Falling for Cassie James
When I left Tan-Tar-A I went back to Marble Hill for two weeks before July classes were scheduled to start. Lottie and Josh were engaged by that time, so I asked Cassie out again.. I don’t know what happened in those two weeks, but when I left and went back to Bolivar I was sure missing Cassie!
Falling in love can happen fast. Cassie was easy to look at, but she was also a very determined and responsible young lady. She was a great mother to Callie, and I could tell that she was very dependable and resolute. Those qualities impressed me, but the added bonus was Callie. She was spoiled rotten but as cute as could be. I was a bit scared about taking on the responsibility of a family, but I was also very confident. Like all young kids, I had no idea what those responsibilities entailed, but I sure thought I could handle them.
Cassie and I agreed that we wanted to be married, so I went to her father, Frank, and asked for his permission. He approved and gave me some good advice. Frank said, “As long as you both do more than your fair share, but think it’s not enough, you won’t have problems.” That is good advice for life. When teammates, business partners or spouses do more than their fair share and still think it’s not enough, things sure go smoothly.
I picked out a ring at Mr. Miller’s jewelry shop and mowed his grass that summer to help pay for it. I asked Cassie to marry me and gave her the ring over dinner at Mom and Dad’s house in Marble Hill. She said yes, and then I headed back to Bolivar. For some reason, when I got back and started thinking about being married, being a father and paying all of the bills for a family, I became extremely nervous. I was so nervous that I couldn’t even hold my hand out straight without it shaking, which had never happened to me before.
I decided to do something I had never done before in my life.
I decided to fast for a whole weekend. I told myself that I would not eat anything and that when I was hungry I would pray and ask God if I was supposed to marry Cassie. I didn’t know much about fasting, but I remembered reading about prophets in the Bible who had fasted to get God’s help in their life. That weekend, I drank a ton of soda (I worked part time at the Coke plant and got free soda) and spent a lot of time praying. I can honestly say that by the end of the weekend my anxiety was gone and I had no doubts about marrying Cassie.
I never heard a voice tell me anything, but I just felt a peace about the decision and a certainty that I was doing the right thing.

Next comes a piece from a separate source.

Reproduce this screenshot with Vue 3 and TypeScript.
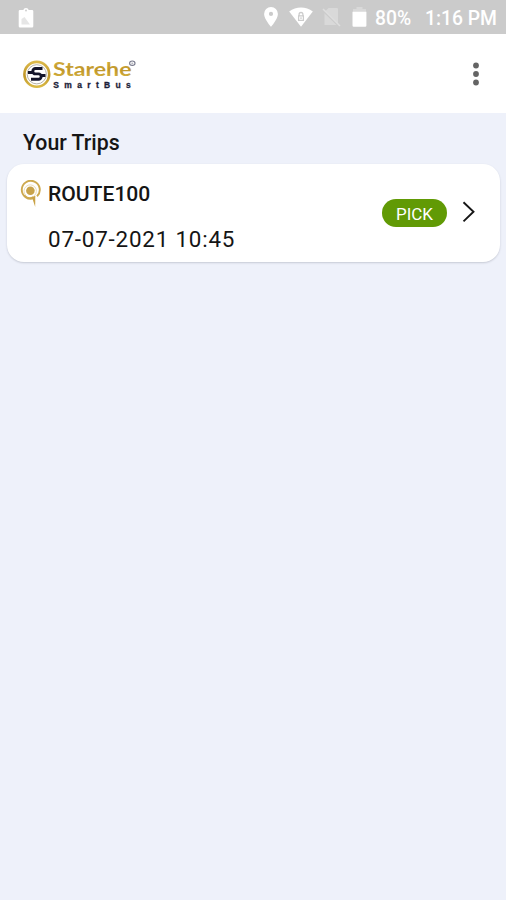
<script setup lang="ts">
interface Trip {
  route: string
  date: string
  action: string
}

const trips: Trip[] = [{ route: 'ROUTE100', date: '07-07-2021 10:45', action: 'PICK' }]
</script>

<template>
  <div class="screen">
    <div class="status">
      <svg class="clip" width="16" height="21" viewBox="0 0 16 21">
        <path d="M2 3h3.300a2.800 2.800 0 0 1 5.400 0H14a1.300 1.300 0 0 1 1.300 1.300v15A1.300 1.300 0 0 1 14 20.600H2a1.300 1.300 0 0 1-1.300-1.300v-15A1.300 1.300 0 0 1 2 3z" fill="#fff" />
        <circle cx="8" cy="3.500" r=".9" fill="#ccc" />
        <path d="M3.500 17.500v-5.500l3-2 5.500 7.500z" fill="#e6e6e6" />
      </svg>
      <div class="indicators">
        <svg class="pin" width="14" height="20" viewBox="0 0 14 20">
          <path fill-rule="evenodd" d="M7 0a6.900 6.900 0 0 0-6.900 6.900C.1 12 7 19.800 7 19.800S13.900 12 13.900 6.900A6.900 6.900 0 0 0 7 0zm0 4.800a2.100 2.100 0 1 1 0 4.200 2.100 2.100 0 0 1 0-4.200z" fill="#fff" />
        </svg>
        <svg class="wifi" width="24" height="20" viewBox="0 0 25 20" preserveAspectRatio="none">
          <path d="M.2 4.500C7.300-.9 17.700-.9 24.800 4.500L12.500 19.800z" fill="#fff" />
          <path d="M10.500 8.500V7.500a2 2 0 0 1 4 0v1M10 8.800h5v4.600h-5zM12.500 10.300v1.600" fill="none" stroke="#ccc" stroke-width="1.300" />
        </svg>
        <svg class="sim" width="19" height="20" viewBox="0 0 19 20">
          <path d="M6.500 1H15a1 1 0 0 1 1 1v16H2.500V5z" fill="#d9d9d9" />
          <path d="M1 3.500l16.500 16" stroke="#cbcbcb" stroke-width="2" />
          <path d="M1 2l17 17" stroke="#dedede" stroke-width="1.600" />
        </svg>
        <svg class="battery" width="15" height="20" viewBox="0 0 15 20">
          <path d="M4.500 0h6v2H14v4H1V2h3.500z" fill="#d9d9d9" />
          <path d="M.5 4.800h13.900V18.500a1.200 1.200 0 0 1-1.200 1.200H1.700A1.200 1.200 0 0 1 .5 18.500z" fill="#fff" />
        </svg>
        <span class="percent">80%</span>
        <span class="clock">1:16 PM</span>
      </div>
    </div>

    <header class="bar">
      <svg class="logo" width="116" height="34" viewBox="0 0 116 34">
        <defs>
          <linearGradient id="gold" x1="0" y1="0" x2="0" y2="1">
            <stop offset="0" stop-color="#dcb94a" />
            <stop offset=".55" stop-color="#bf962a" />
            <stop offset="1" stop-color="#d9b945" />
          </linearGradient>
        </defs>
        <circle cx="14.800" cy="17.300" r="12.400" fill="#fff" stroke="url(#gold)" stroke-width="2.600" />
        <circle cx="14.800" cy="17.300" r="9.600" fill="#fff" stroke="#b5b2aa" stroke-width="1" />
        <path d="M20.500 11.500h-7a2.700 2.700 0 0 0 0 5.400h3a2.700 2.700 0 0 1 0 5.400H9M6 15.500h5M18.500 18.500h5" fill="none" stroke="#14152b" stroke-width="2.900" />
        <text class="brand" x="31" y="19" textLength="78.500" lengthAdjust="spacingAndGlyphs">Starehe</text>
        <text class="subbrand" x="31.300" y="30.500" textLength="77.500" lengthAdjust="spacing">SmartBus</text>
        <ellipse cx="110.300" cy="6.200" rx="2.700" ry="2.200" fill="none" stroke="#77798c" stroke-width="1.100" />
        <path d="M109.400 6.200h1.800" stroke="#77798c" stroke-width=".8" />
      </svg>
      <svg width="8" height="24" viewBox="0 0 8 24" fill="#646464">
        <circle cx="4" cy="3.500" r="2.900" />
        <circle cx="4" cy="12" r="2.900" />
        <circle cx="4" cy="20.500" r="2.900" />
      </svg>
    </header>

    <main class="content">
      <h1 class="title">Your Trips</h1>
      <article v-for="trip in trips" :key="trip.date" class="card">
        <svg class="marker" width="22" height="28" viewBox="0 0 22 28">
          <path d="M14 18.200a9 9 0 1 1 3-1.900" fill="none" stroke="#cda94f" stroke-width="1.900" />
          <path d="M5.700 15.300a6.200 6.200 0 1 1 8.500.5" fill="none" stroke="#ead8a8" stroke-width=".9" />
          <path d="M4.500 15.500c2.500 2.800 6 3 9 1.500" fill="none" stroke="#cda94f" stroke-width="1.600" />
          <circle cx="10.400" cy="10.800" r="4.300" fill="#c8a34b" />
          <path d="M12.300 17l3-1.300-.1 11.200-2-6z" fill="#c9a246" />
        </svg>
        <div class="info">
          <div class="route">{{ trip.route }}</div>
          <div class="date">{{ trip.date }}</div>
        </div>
        <span class="pick">{{ trip.action }}</span>
        <svg class="chevron" width="14" height="22" viewBox="0 0 14 22">
          <path d="M1.500 1.200L11.500 10.800l-10 9.600" fill="none" stroke="#161616" stroke-width="1.900" />
        </svg>
      </article>
    </main>
  </div>
</template>

<style>
body {
  margin: 0;
}
</style>

<style scoped>
.screen {
  height: 900px;
  overflow: hidden;
  display: flex;
  flex-direction: column;
  background: #eef1fa;
  font-family: Roboto, "Liberation Sans", sans-serif;
  color: #151515;
}
svg {
  display: block;
  flex: none;
}
.status {
  height: 34px;
  box-sizing: border-box;
  padding: 0 8px 0 18px;
  display: flex;
  align-items: center;
  justify-content: space-between;
  background: #cbcbcb;
  color: #fff;
}
.indicators {
  display: flex;
  align-items: center;
  font-size: 19.300px;
  font-weight: 500;
  line-height: 22px;
  white-space: nowrap;
}
.wifi {
  margin-left: 11px;
}
.sim {
  margin-left: 9px;
}
.battery {
  margin-left: 11px;
}
.percent {
  width: 37px;
  margin: 3px 0 0 8px;
}
.clock {
  width: 73px;
  margin: 3px 0 0 13px;
}
.bar {
  height: 79px;
  box-sizing: border-box;
  padding: 0 26px 0 22px;
  display: flex;
  align-items: center;
  justify-content: space-between;
  background: #fff;
}
.brand {
  font: 700 19px Lato, sans-serif;
  fill: url(#gold);
}
.subbrand {
  font: 700 8.500px "Liberation Sans", sans-serif;
  fill: #1c1d38;
  stroke: #1c1d38;
  stroke-width: 0.3px;
}
.content {
  padding: 17px 6px 0 7px;
}
.title {
  margin: 0 0 9px 16px;
  font-size: 21.300px;
  line-height: 25px;
  font-weight: 500;
}
.card {
  height: 98px;
  box-sizing: border-box;
  padding: 16px 24px 0 13px;
  display: flex;
  align-items: flex-start;
  border-radius: 17px;
  background: #fff;
  box-shadow: 0 1px 2px rgba(60, 65, 80, 0.22);
}
.info {
  flex: 1;
  margin: 1px 0 0 6px;
  white-space: nowrap;
}
.route {
  font-size: 21.100px;
  line-height: 26px;
  font-weight: 500;
}
.date {
  margin-top: 19px;
  font-size: 22.400px;
  line-height: 27px;
  letter-spacing: 0.8px;
}
.pick {
  width: 65px;
  height: 28px;
  margin-top: 19px;
  border-radius: 14px;
  background: #619a05;
  color: #fff;
  font-size: 17px;
  line-height: 30px;
  text-align: center;
}
.chevron {
  margin: 21px 0 0 15px;
}
</style>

That weekend was a very big help to me as I grew older. Cassie and I had a few rocky times those first few years, but the confidence I had in knowing that I was supposed to marry her helped me stick it out, even when Cassie wanted to leave.
As the new semester started, I was the student body vice president and a “big man on campus.” When I left Bolivar the previous spring, I had been looking forward to all of the new, good-looking freshman girls who would be arriving that fall. Cassie changed all of that. We wrote to each other almost every day, and I took several trips home during the semester. We planned on waiting for me to get out of college before getting married, but since Lottie and Josh were getting married that November we decided to speed things up and have a double wedding.
Getting serious with Cassie and stopping drinking all happened at about the same time. With Dr. Powell’s counseling, Bill Berry’s advice, my AA meetings, and the help of good Christian leaders at church, I stopped drinking and got on the right path. I will never forget going over to the Casey’s house for my birthday. I chuckled as I thought about how I had planned to have a big blowout on my twenty-first birthday. Spending the evening with my Sunday school teacher enjoying a nice dinner was a far cry from a drunken night at the bar, but I was very thankful to be there.
It took me a long time to get to the point where I could have fun without drinking. On previous nights, I would be mad when we couldn’t find anyone to buy us beer. One good way to know if you have a drinking problem is to analyze how important alcohol is to your ability to have fun. If whatever you’re doing is not enjoyable because you can’t have a beer or a glass of wine, watch out, you might have a problem.
When I first stopped drinking, going to church outings and other events was not very fun. I would laugh and have a good time, but I was always thinking about how I wanted to get out of there and go have a drink. Fortunately, things got better, and I relearned how much fun life is without drinking.
Paying for College
Of course, now that I was getting married I had to start thinking about money. It cost about $7,000 a year to go to SBU. Our family was considered poor so I received a $2,700 Pell Grant and a $1,500 Missouri Grant based on my income, but I lost all of my academic scholarships after my freshmen year because my grades were too low. I also received a $3,000 run-ning scholarship and a $1,500 SGA scholarship for being student body vice president.
Thankfully, the scholarships and grants were enough to pay for college so I didn’t have to take out any loans. I worked part time as an electrician on campus and that job paid $3.35 an hour. While that was great as a single guy, it wouldn’t be enough to take care of a family. I took a job as the ad salesman for the college newspaper and that paid a flat ten percent commission. Fortunately, that brought in about two-hundred dollars a month. I also bought a lawn mower and went back into the mowing business. I made good money at that during the summer.
I found a low income apartment that had cheap rent and I took out my college loans to help pay for expenses. Once Cassie and I were married, we basically lived on my college loans and paid for college with scholarships and grants.
Heading into my twenty-first year of life, marriage, bills, running and student government were all on my mind. I didn’t know exactly what I was going to do for a career, but like most college students I had no doubts that I was going to be successful and important. I sure didn’t lack confidence, but I had a lot to learn. Starting a family was the beginning of my education.
I was considered a successful college student and my accomplishments caused me to be very proud of myself. While I made mistakes and didn’t achieve all of my dreams, I had gained a lot of friends, dated pretty girls, learned how to make good grades, broken school running records, been elected student body vice president, overcome a drinking problem, rededicated my life to the Lord, and gotten engaged to a beautiful lady with a wonderful little girl.
All of these accomplishments gave me a sense that there was nothing I could not achieve if I worked hard enough. I trusted in God, but inside of me the seeds of pride had taken root. My successes served to water and feed those seeds, and my pride would continue to grow and cause me serious problems later in life.
Someday, I will continue this story and tell you about marrying your mother, raising you kids and getting into politics. It was the happiest time of my life. I had a wonderful childhood, but raising you kids was even better. It will be a fun story to tell. Of course you will remember much of those times, but you might enjoy hearing about those first years when your mother and I started our family and took you far away from Missouri.